The Pentium 4 Extreme Edition (P4EE) announced in September 2003, was aimed at gamers, nicknaming it the "Emergency Edition". This was like Pentium 4 i.e., it would run in the same motherboards, but the difference was an addition of a 2 MB of Level 3 cache. It was twice as fast as that of the Xeon MP in a socket 478 form factor with an 800MHz bus.

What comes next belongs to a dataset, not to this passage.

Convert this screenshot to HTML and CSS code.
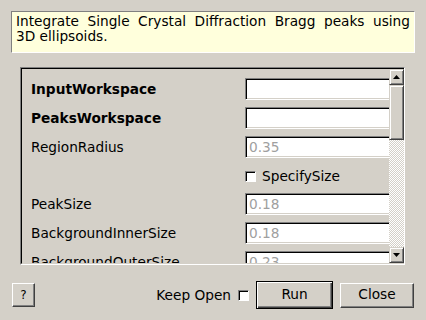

A minimal increase in the performance in late 2004 was observed when the bus speed was increased from 800MHz to 1066MHz. The features of the new 3.73GHz Extreme Edition was similar to that of a 6x0-sequence Prescott, but with a 1066MHz bus. However performance wise, the 3.73GHz Extreme Edition was mostly found to be slower than the 3.46GHz version.
On February 1, 2004, Intel launched Pentium 4 "Prescott." For the first time, the core has a 90nm process, and it is also a major reworking of the Pentium 4's micro architecture. Northwood runs slightly faster than a Prescott although a Prescott clocked at the same rate as a Northwood. At present, the fastest Prescott-based processor is 3.8 GHz.
On release, the Prescott generated approximately 60% more heat clock-for-clock compared to Northwood. With a shift in socket type, from Socket 478 to LGA775 the average temperatures were slightly lowered.
The thermal problems were so severe that a decision to abandon the Prescott architecture altogether was taken by Intel. Plans for 4GHz processors were stalled by Intel in favor of dual core processors.
Dual Core

Three mainstream dual-core variants of Pentium 4 are in the pipeline. Intel has the intentions of having a 60-80% increase in performance per clock-speed and it is likely to be marketed as

Pentium D. These chips are proposed to be launched in late 2005.
The Pentium-D processors would actually be two connected Prescott cores. The consumption of power is estimated above 130 watts. The 1066 MHz bus is the main difference between the EE edition of P-D and the other mainstream models along with retaining the Hyper Threading technology for each core.